Sur le papier, le programme très classique de ce soir au Théâtre des Champs-Élysées est diablement excitant pour qui a suivi le parcours de l’artiste singulier qu’est Fazıl Say quasiment depuis ses débuts. On l’a certes entendu dans des sonates de Mozart à Montpellier à l’été 2017, mais enchaîner Haendel, Haydn et surtout l’ultime sonate de Schubert, voilà qui intrigue.
Si à peu près tous les pianistes se sont emparés de Bach sur piano moderne, on n’a pas le souvenir que, depuis Sviatoslav Richter et Andreï Gavrilov à la Grange de Meslay il y a plus de quarante ans, Haendel et ses suites pour clavecin aient eu les mêmes faveurs. Comme à son habitude, Fazıl Say arrive sur scène à pas pressés, dans une étrange redingote, se courbe jusqu’à terre pour saluer et, au lieu de singer le clavecin, va faire sonner son grand Steinway de concert, des plus tendres nuances pianissimo du début aux accords de grand orgue, dans une Quatrième Suite de Haendel gorgée de chair et de couleurs, à l’exact opposé de la métronomie gouldienne et du respect compassé d’un Richter.
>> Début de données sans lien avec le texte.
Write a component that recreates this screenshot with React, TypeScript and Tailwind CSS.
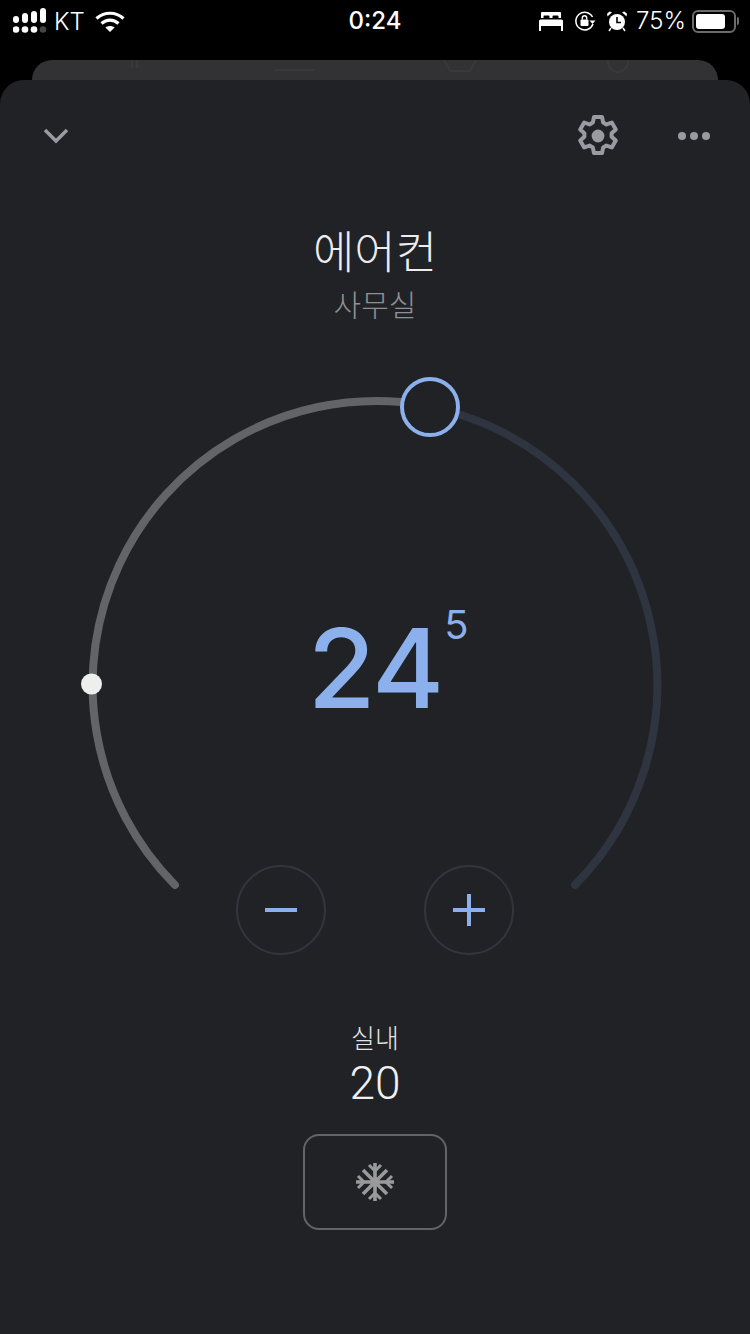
const sans = "font-['Roboto','Noto_Sans_CJK_KR',sans-serif]";
const inter = "font-['Inter',sans-serif]";

function SignalDots() {
  const bars = [
    { x: 0, h: 7 },
    { x: 9, h: 10 },
    { x: 18, h: 12 },
    { x: 27, h: 15 },
  ];
  return (
    <svg width="34" height="32" viewBox="0 0 34 32">
      {bars.map((b, i) => (
        <rect key={i} x={b.x} y={17 - b.h} width="6" height={b.h} rx="3" fill="#fff" />
      ))}
      {[3, 12, 21].map((x) => (
        <circle key={x} cx={x} cy="23.500" r="3.300" fill="#fff" />
      ))}
      <circle cx="30" cy="23.500" r="3.300" fill="#444" />
    </svg>
  );
}

function Wifi() {
  return (
    <svg width="30" height="22" viewBox="0 0 30 22" fill="none" stroke="#fff" strokeWidth="3.200">
      <path d="M1.500 7.500C9 .5 21 .5 28.500 7.500" />
      <path d="M6.500 12.500C11.500 8 18.500 8 23.500 12.500" />
      <path d="M15 21l-4.600-4.600c2.600-2 6.600-2 9.200 0z" fill="#fff" stroke="none" />
    </svg>
  );
}

function Bed() {
  return (
    <svg width="24" height="20" viewBox="0 0 24 20" fill="#fff">
      <path d="M3 1h18a1 1 0 0 1 1 1v5h-2.500V5.500a1 1 0 0 0-1-1h-4a1 1 0 0 0-1 1V7h-3V5.500a1 1 0 0 0-1-1h-4a1 1 0 0 0-1 1V7H2V2a1 1 0 0 1 1-1z" />
      <path d="M1.500 8.500h21A1.500 1.500 0 0 1 24 10v5H0v-5a1.500 1.500 0 0 1 1.500-1.500z" />
      <rect x="0" y="15" width="2" height="5" />
      <rect x="22" y="15" width="2" height="5" />
    </svg>
  );
}

function RotationLock() {
  return (
    <svg width="22" height="22" viewBox="0 0 22 22" fill="none">
      <path d="M18.500 7A8.800 8.800 0 1 0 19 14" stroke="#fff" strokeWidth="1.500" />
      <path d="M15.500 10.500h6l-3 3.500z" fill="#fff" />
      <rect x="6.500" y="9.500" width="8" height="6.500" rx="1" fill="#fff" />
      <path d="M8.300 9.500V8a2.200 2.200 0 0 1 4.400 0v1.500" stroke="#fff" strokeWidth="1.400" />
    </svg>
  );
}

function Alarm() {
  return (
    <svg width="22" height="22" viewBox="0 0 22 22" fill="none">
      <circle cx="11" cy="12" r="8" fill="#fff" />
      <path d="M11 7v5.500h4" stroke="#000" strokeWidth="1.600" />
      <path d="M1.500 6.500L6 2.200 3.600 1.500 1 3.800z" fill="#fff" />
      <path d="M20.500 6.500L16 2.200l2.400-.7L21 3.800z" fill="#fff" />
      <path d="M5 18l-2 3M17 18l2 3" stroke="#fff" strokeWidth="1.500" />
    </svg>
  );
}

function Battery() {
  return (
    <div className="flex items-center">
      <div className="flex h-[23px] w-[44px] items-center rounded-[6px] border-2 border-[#6b6b6b] p-[2px]">
        <div className="h-full w-[29px] rounded-[3px] bg-white" />
      </div>
      <div className="ml-[1px] h-[8px] w-[2px] rounded-r bg-[#6b6b6b]" />
    </div>
  );
}

function StatusBar() {
  return (
    <div className={`relative flex h-[60px] items-start justify-between pl-[13px] pr-[11px] pt-[6px] text-white ${inter}`}>
      <div className="flex items-center">
        <SignalDots />
        <span className="ml-[7px] text-[24px] leading-[30px] font-light">KT</span>
        <div className="ml-[10px]">
          <Wifi />
        </div>
      </div>
      <span className="absolute left-0 right-0 top-[6px] text-center text-[24px] leading-[30px] font-medium">0:24</span>
      <div className="flex items-center">
        <Bed />
        <div className="ml-[11px]">
          <RotationLock />
        </div>
        <div className="ml-[10px]">
          <Alarm />
        </div>
        <span className="ml-[8px] mr-[6px] text-[24px] leading-[30px] font-light">75%</span>
        <Battery />
      </div>
    </div>
  );
}

function Gear() {
  return (
    <svg width="48" height="48" viewBox="0 0 24 24" fill="none" stroke="#9a9ba0" strokeWidth="2" strokeLinejoin="round">
      <path d="M10 2.500h4l.6 2.800 1.600.9 2.700-.9 2 3.400-2.100 1.900v1.800l2.100 1.900-2 3.400-2.700-.9-1.600.9-.6 2.800h-4l-.6-2.800-1.600-.9-2.700.9-2-3.400 2.100-1.900v-1.800L3.100 8.700l2-3.400 2.700.9 1.600-.9z" />
      <circle cx="12" cy="12" r="3.200" fill="#9a9ba0" stroke="none" />
    </svg>
  );
}

function Snowflake() {
  return (
    <svg width="42" height="42" viewBox="0 0 42 42" fill="none" stroke="#9a9a9c" strokeWidth="3.600">
      <path d="M21 2v38M2 21h38M9 9l24 24M33 9L9 33" />
      <path d="M15 4l6 6 6-6M15 38l6-6 6 6M4 15l6 6-6 6M38 15l-6 6 6 6" strokeWidth="3" />
    </svg>
  );
}

function Dial() {
  return (
    <svg className="absolute left-0 top-0" width="750" height="620" viewBox="0 0 750 620" fill="none">
      {/* center of the ring is 375,315 in this box */}
      <path d="M175 515A284 284 0 0 1 401 32" stroke="#636467" strokeWidth="8" strokeLinecap="round" />
      <path d="M458 44A284 284 0 0 1 575 515" stroke="#2f3441" strokeWidth="8" strokeLinecap="round" />
      <circle cx="430" cy="37" r="28" fill="#212226" stroke="#8cb0ec" strokeWidth="4" />
      <circle cx="91.500" cy="314" r="10.500" fill="#eeeeee" />
    </svg>
  );
}

function RoundButton({ plus }: { plus?: boolean }) {
  return (
    <button className="flex h-[90px] w-[90px] items-center justify-center rounded-full border-2 border-[#33353d]">
      <svg width="34" height="34" viewBox="0 0 34 34" fill="none" stroke="#8cb0ec" strokeWidth="4">
        <path d="M1 17h32" />
        {plus && <path d="M17 1v32" />}
      </svg>
    </button>
  );
}

export default function App() {
  return (
    <div className={`flex h-[1334px] w-[750px] flex-col overflow-hidden bg-black ${sans}`}>
      <StatusBar />
      <div className="mx-[32px] h-[20px] overflow-hidden rounded-t-[20px] bg-[#323235]">
        {/* icons of the sheet behind, almost hidden */}
        <svg width="686" height="20" viewBox="0 0 686 20" fill="none" stroke="#39393c" strokeWidth="2">
          <path d="M100 0v8M105 0v8" />
          <path d="M243 10h40" />
          <path d="M412 0l6 11h20l6-11" />
          <circle cx="586" cy="2" r="10" />
        </svg>
      </div>
      <div className="flex flex-1 flex-col rounded-t-[24px] bg-[#212226]">
        <div className="flex h-[112px] items-center justify-between pl-[43px] pr-[40px]">
          <svg width="26" height="16" viewBox="0 0 26 16" fill="none" stroke="#9a9ba0" strokeWidth="3.500">
            <path d="M2 2l11 11L24 2" />
          </svg>
          <div className="flex items-center gap-[56px]">
            <Gear />
            <div className="flex gap-[4px]">
              <span className="h-[8px] w-[8px] rounded-full bg-[#9a9ba0]" />
              <span className="h-[8px] w-[8px] rounded-full bg-[#9a9ba0]" />
              <span className="h-[8px] w-[8px] rounded-full bg-[#9a9ba0]" />
            </div>
          </div>
        </div>

        <div className="flex flex-col items-center">
          <h1 className="mt-[30px] text-[45px] leading-[64px] font-light text-[#ededee]">에어컨</h1>
          <p className="text-[30px] leading-[39px] font-light text-[#8f9093]">사무실</p>
        </div>

        <div className="relative mt-[45px] flex h-[572px] flex-col items-center">
          <Dial />
          <div className={`relative mt-[238px] flex h-[120px] items-start text-[#8cb0ec] ${inter}`}>
            <span className="text-[110px] leading-[120px] font-medium tracking-[-2px]">24</span>
            <span className="absolute left-full top-[-5px] ml-[2px] text-[40px] leading-[44px]">5</span>
          </div>
          <div className="relative mt-[137px] flex gap-[98px]">
            <RoundButton />
            <RoundButton plus />
          </div>
        </div>

        <div className="mt-[77px] flex flex-col items-center">
          <span className="text-[26px] leading-[40px] font-light text-[#e4e4e6]">실내</span>
          <span className="text-[46px] leading-[48px] font-light text-[#f0f0f1]">20</span>
          <button className="mt-[27px] flex h-[96px] w-[144px] items-center justify-center rounded-[16px] border-2 border-[#636467]">
            <Snowflake />
          </button>
        </div>
      </div>
    </div>
  );
}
La Sonate Hob XVI: 37 ensuite est un peu à Haydn ce que la Sonate K545 est à Mozart, une sonate dite « facile », de celles qu’on donne à jouer aux apprentis pianistes. Ce n’est certes pas la plus complexe des 62 sonates pour clavier recensées par Hoboken mais, pour ce qui est de l’inventivité mélodique, de l’art de toujours ménager des surprises dans un moule classique, c’est du pur Haydn. Avec un Adagio en forme de récitatif qui fait écho au Haendel qui l’a précédée, et plus sûrement encore à certaines partitas de Bach. Fazıl Say, qui a gravé quelques sonates de Haydn (étonnamment sages), y déploie une fantaisie et une liberté qui sont celles du compositeur, et nous fait regretter la brièveté de l’œuvre autant que la rareté de ce corpus dans les programmes de récitals.
Il enchaîne avec une œuvre récente de sa composition dont on doit bien dire qu’elle sent la redite. Écrite au sortir de la pandémie en juillet 2021, la Sonate « Nouvelle vie » exploite toutes les ficelles du pianiste-compositeur turc : main gauche dans le piano, effets de harpe, marteaux assourdis, mélodies faciles, un peu orientalisantes, relents de jazz. La première partie est expédiée en moins de quarante minutes, devant une salle conquise d’avance.
Avouons les craintes qu’on a d’entendre après l'entracte Fazıl Say dans l’immense ultime sonate de Schubert. Comment le pianiste – qui n’est jamais aussi inspiré que par les formes brèves où ses humeurs changeantes, l’inspiration de l’instant, peuvent surprendre, irriter ou séduire – va-t-il se débrouiller des « divines longueurs » du premier mouvement ?
La lenteur sépulcrale d’un Richter, le trille initial fantomatique dans les profondeurs du clavier ? La poésie sereine d’un Kempff ? Inutile de chercher des modèles pour ce que Say propose : il rate d’ailleurs souverainement ce fameux trille sur lequel Schubert bâtit son Molto moderato initial, il gomme tout autant ce que Christian Zacharias avait jadis consigné dans un passionnant petit essai sur Schubert, la répétition obsessionnelle de notes pivots. Bref, Say survole un mouvement dans lequel il se sent manifestement à l’étroit, ne nous épargnant ni brusqueries ici, ni rubato à l’eau de rose là. Dans l’Andante sostenuto construit à partir d’un inexorable balancier, pas mieux. On ne fait pas du joli avec le tragique. Dans le Scherzo, Say ne choisit pas : souvenir d’un Ländler ? défilé d’elfes comme dans Mendelssohn ? Quelque part entre les deux, sans épaisseur ni rebond. Dans le finale, mieux venu, on sait gré au pianiste d’observer le « ma non troppo » d’un Allegro que tant d’autres (et des plus illustres) prennent à toute vitesse. Mais Fazıl Say se prend parfois les pieds dans le tapis dans les innombrables ressassements d’un mouvement que Schubert semble impuissant à achever, jusqu’à la brusque péroraison finale qui tombe comme un couperet.
Trois bis sans surprise : la Première Gnossienne de Satie, Black Earth que le pianiste-compositeur ressert à chaque récital (les mains dans le piano à nouveau !) et une autre œuvre de sa composition, dont Fazıl Say ne daigne pas nous donner le titre, presque une auto-caricature, ça ferraille, ça tape du pied... Aux antipodes de l'esprit schubertien.